* **Extracted data**
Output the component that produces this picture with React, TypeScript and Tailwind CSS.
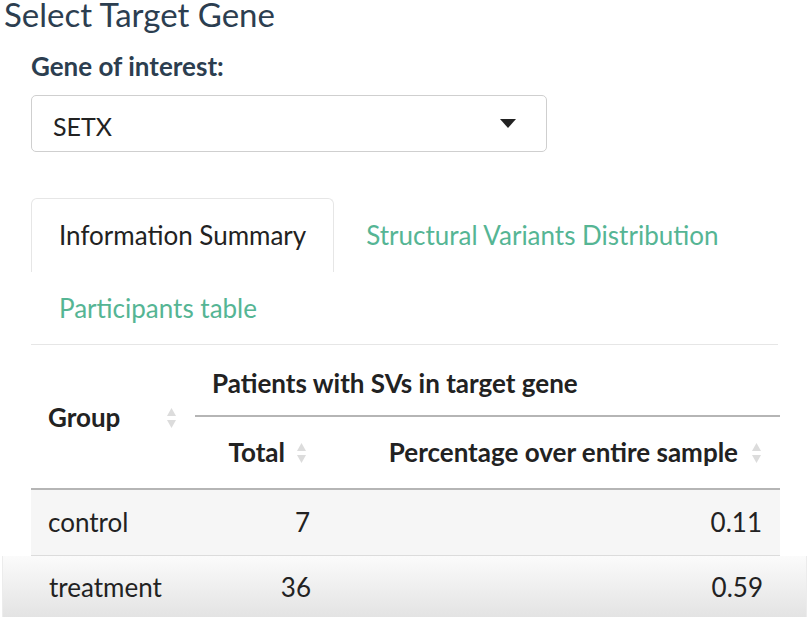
import React from 'react'

function SortIcon() {
  return (
    <svg width="11" height="24" viewBox="0 0 11 24" className="shrink-0">
      <path d="M5.5 2 L10 10 L1 10 Z" fill="#dcdcdc" />
      <path d="M1 14 L10 14 L5.5 22 Z" fill="#dcdcdc" />
    </svg>
  )
}

const rows = [
  { group: 'control', total: 7, pct: '0.11' },
  { group: 'treatment', total: 36, pct: '0.59' },
]

export default function App() {
  return (
    <div
      className="w-[809px] h-[617px] overflow-hidden bg-white text-[#2c3e50]"
      style={{ fontFamily: 'Lato, "Noto Sans", sans-serif' }}
    >
      <h3 className="text-[33px] leading-[28px] pl-[4px]">Select Target Gene</h3>

      <div className="px-[31px]">
        {/* Gene selector */}
        <label className="block mt-[25px] text-[26px] leading-none font-bold">Gene of interest:</label>
        <div className="mt-[16px] w-[516px] h-[57px] border border-[#cfcfcf] rounded-[5px] flex items-center justify-between pl-[21px] pr-[30px]">
          <span className="text-[25px] leading-none text-[#222] pt-[5px]">SETX</span>
          <svg width="16" height="9" viewBox="0 0 16 9">
            <path d="M0 0 H16 L8 9 Z" fill="#222" />
          </svg>
        </div>

        {/* Tabs */}
        <div className="mt-[46px] flex flex-wrap border-b border-[#e6e6e6] text-[26px]">
          <div className="h-[74px] px-[27px] flex items-center border border-b-0 border-[#e6e6e6] rounded-t-[6px] text-[#222] bg-white mr-[2px]">
            Information Summary
          </div>
          <div className="h-[74px] px-[30px] flex items-center text-[#55b594]">Structural Variants Distribution</div>
          <div className="h-[72px] px-[28px] flex items-center text-[#55b594]">Participants table</div>
        </div>

        {/* Table header */}
        <div className="grid grid-cols-[164px_130px_455px] text-[26px] text-[#222]">
          <div className="row-span-2 flex items-center justify-between pl-[17px] pr-[18px] pt-[2px] font-bold border-b-2 border-[#b5b5b5]">
            <span>Group</span>
            <SortIcon />
          </div>
          <div className="col-span-2 h-[72px] flex items-center pl-[17px] pt-[6px] font-bold border-b-2 border-[#b5b5b5]">
            Patients with SVs in target gene
          </div>
          <div className="h-[73px] flex items-center justify-end gap-[11px] pr-[18px] font-bold border-b-2 border-[#b5b5b5]">
            <span>Total</span>
            <SortIcon />
          </div>
          <div className="h-[73px] flex items-center justify-end gap-[13px] pr-[18px] font-bold border-b-2 border-[#b5b5b5]">
            <span>Percentage over entire sample</span>
            <SortIcon />
          </div>

          {/* first body row (striped) */}
          <div className="h-[66px] flex items-center pl-[17px] bg-[#f6f6f6] border-b border-[#dcdcdc]">{rows[0].group}</div>
          <div className="h-[66px] flex items-center justify-end pr-[15px] bg-[#f6f6f6] border-b border-[#dcdcdc]">{rows[0].total}</div>
          <div className="h-[66px] flex items-center justify-end pr-[18px] bg-[#f6f6f6] border-b border-[#dcdcdc]">{rows[0].pct}</div>
        </div>

        {/* last row sits in a raised band */}
        <div className="-mx-[29px] px-[29px] border-x border-[#ececec] bg-linear-to-b from-[#fbfbfb] to-[#e3e3e3]">
          <div className="grid grid-cols-[164px_130px_455px] text-[26px] text-[#222]">
            <div className="h-[62px] flex items-center pl-[17px]">{rows[1].group}</div>
            <div className="h-[62px] flex items-center justify-end pr-[15px]">{rows[1].total}</div>
            <div className="h-[62px] flex items-center justify-end pr-[18px]">{rows[1].pct}</div>
          </div>
        </div>
      </div>
    </div>
  )
}
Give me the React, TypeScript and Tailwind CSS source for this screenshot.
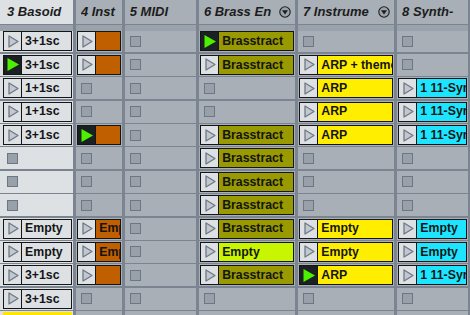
import React from "react";

type Clip = {
  text?: string;
  color: string;
  playing?: boolean;
};

type Column = {
  title: string;
  width: string;
  light?: boolean;
  menu?: boolean;
  cells: (Clip | null)[];
};

const LIGHT = "bg-[#dde1e4]";
const ORANGE = "bg-[#bf5f00]";
const OLIVE = "bg-[#999900]";
const LIME = "bg-[#c8f500]";
const YELLOW = "bg-[#ffee00]";
const CYAN = "bg-[#1ee5ff]";

const e = null;

const COLUMNS: Column[] = [
  {
    title: "3 Basoid",
    width: "w-[73.3px]",
    light: true,
    cells: [
      { text: "3+1sc", color: LIGHT },
      { text: "3+1sc", color: LIGHT, playing: true },
      { text: "1+1sc", color: LIGHT },
      { text: "1+1sc", color: LIGHT },
      { text: "3+1sc", color: LIGHT },
      e,
      e,
      e,
      { text: "Empty", color: LIGHT },
      { text: "Empty", color: LIGHT },
      { text: "3+1sc", color: LIGHT },
      { text: "3+1sc", color: LIGHT },
      { color: "yellow-bar" },
    ],
  },
  {
    title: "4 Inst",
    width: "w-[46.3px]",
    cells: [
      { color: ORANGE },
      { color: ORANGE },
      e,
      e,
      { color: ORANGE, playing: true },
      e,
      e,
      e,
      { text: "Empty", color: ORANGE },
      { text: "Empty", color: ORANGE },
      { color: ORANGE },
      e,
      e,
    ],
  },
  {
    title: "5 MIDI",
    width: "w-[71.5px]",
    cells: [e, e, e, e, e, e, e, e, e, e, e, e, e],
  },
  {
    title: "6 Brass En",
    width: "w-[96.5px]",
    menu: true,
    cells: [
      { text: "Brasstract", color: OLIVE, playing: true },
      { text: "Brasstract", color: OLIVE },
      e,
      e,
      { text: "Brasstract", color: OLIVE },
      { text: "Brasstract", color: OLIVE },
      { text: "Brasstract", color: OLIVE },
      { text: "Brasstract", color: OLIVE },
      { text: "Brasstract", color: OLIVE },
      { text: "Empty", color: LIME },
      { text: "Brasstract", color: OLIVE },
      e,
      e,
    ],
  },
  {
    title: "7 Instrume",
    width: "w-[96.5px]",
    menu: true,
    cells: [
      e,
      { text: "ARP + theme", color: YELLOW },
      { text: "ARP", color: YELLOW },
      { text: "ARP", color: YELLOW },
      { text: "ARP", color: YELLOW },
      e,
      e,
      e,
      { text: "Empty", color: YELLOW },
      { text: "Empty", color: YELLOW },
      { text: "ARP", color: YELLOW, playing: true },
      e,
      e,
    ],
  },
  {
    title: "8 Synth-",
    width: "w-[71px]",
    cells: [
      e,
      e,
      { text: "1 11-Synth", color: CYAN },
      { text: "1 11-Synth", color: CYAN },
      { text: "1 11-Synth", color: CYAN },
      e,
      e,
      e,
      { text: "Empty", color: CYAN },
      { text: "Empty", color: CYAN },
      { text: "1 11-Synth", color: CYAN },
      e,
      e,
    ],
  },
];

const PlayIcon = ({ playing }: { playing?: boolean }) =>
  playing ? (
    <svg width="12" height="13" viewBox="0 0 12 13">
      <path d="M0.5 0 L12 6.5 L0.5 13 Z" fill="#4cf000" />
    </svg>
  ) : (
    <svg width="11" height="13" viewBox="0 0 11 13">
      <path
        d="M1 1 L10 6.5 L1 12 Z"
        fill="#c2c8ce"
        stroke="#6e7886"
        strokeWidth="1.3"
        strokeLinejoin="round"
      />
    </svg>
  );

const MenuIcon = () => (
  <svg width="12" height="12" viewBox="0 0 12 12" className="shrink-0">
    <circle cx="6" cy="6" r="5.2" fill="#9ba3ac" stroke="#1e1e1e" strokeWidth="1.1" />
    <path d="M3 4.2 L9 4.2 L6 8.6 Z" fill="#1e1e1e" />
  </svg>
);

const ClipSlot = ({ clip, first }: { clip: Clip; first?: boolean }) => {
  if (clip.color === "yellow-bar") {
    return <div className="ml-[3px] mr-[1px] mt-[0.5px] h-[20px] flex-1 bg-[#ffe600]" />;
  }
  return (
    <div
      className={`flex h-[20px] flex-1 overflow-hidden border border-[#151515] ${
        first ? "ml-[3px] mr-[1px]" : "mx-[1.3px]"
      }`}
    >
      <div
        className={`flex w-[18px] shrink-0 items-center justify-center border-r border-[#151515] pl-[1px] ${
          clip.playing ? "bg-[#1b2023]" : "bg-[#dde1e4]"
        }`}
      >
        <PlayIcon playing={clip.playing} />
      </div>
      <div
        className={`flex min-w-0 flex-1 items-center overflow-hidden whitespace-nowrap pl-[3px] text-[12.3px] font-bold leading-none text-[#141414] ${clip.color}`}
      >
        {clip.text}
      </div>
    </div>
  );
};

const EmptySlot = ({ first }: { first?: boolean }) => (
  <div
    className={`h-[11px] w-[11px] border border-[#6d7784] bg-[#98a0a9] ${
      first ? "ml-[7px]" : "ml-[5px]"
    }`}
  />
);

export default function App() {
  return (
    <div
      className="flex h-[315px] w-[470px] gap-[2.6px] overflow-hidden bg-[#7b8592]"
      style={{ fontFamily: '"Liberation Sans", Arial, sans-serif' }}
    >
      {COLUMNS.map((col, ci) => (
        <div key={col.title} className={`flex shrink-0 flex-col ${col.width}`}>
          <div
            className={`flex h-[23.5px] shrink-0 items-center gap-[3px] overflow-hidden whitespace-nowrap pr-[4px] ${
              ci === 0 ? "pl-[7px]" : "pl-[5px]"
            } ${col.light ? "bg-[#dde1e4]" : "bg-[#a8afb6]"}`}
          >
            <span className="flex-1 overflow-hidden text-[13px] font-bold italic leading-none text-[#1c1c1c]">
              {col.title}
            </span>
            {col.menu && <MenuIcon />}
          </div>
          <div className="mt-[1.5px] h-[5.5px] shrink-0 bg-[#9aa2ab]" />
          <div className="flex flex-col gap-[1.5px]">
            {col.cells.map((cell, ri) => (
              <div
                key={ri}
                className={`flex h-[21.9px] shrink-0 items-center ${
                  col.light ? "bg-[#dde1e4]" : "bg-[#a8afb6]"
                }`}
              >
                {cell ? <ClipSlot clip={cell} first={ci === 0} /> : <EmptySlot first={ci === 0} />}
              </div>
            ))}
          </div>
        </div>
      ))}
    </div>
  );
}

* **What to produce**
Print exactly what appears from the line holding "Give me the" down to the line holding "const e = null;", both ends kept, leaving out the pictures.

* **Worked answer**
Give me the React, TypeScript and Tailwind CSS source for this screenshot.
import React from "react";

type Clip = {
  text?: string;
  color: string;
  playing?: boolean;
};

type Column = {
  title: string;
  width: string;
  light?: boolean;
  menu?: boolean;
  cells: (Clip | null)[];
};

const LIGHT = "bg-[#dde1e4]";
const ORANGE = "bg-[#bf5f00]";
const OLIVE = "bg-[#999900]";
const LIME = "bg-[#c8f500]";
const YELLOW = "bg-[#ffee00]";
const CYAN = "bg-[#1ee5ff]";

const e = null;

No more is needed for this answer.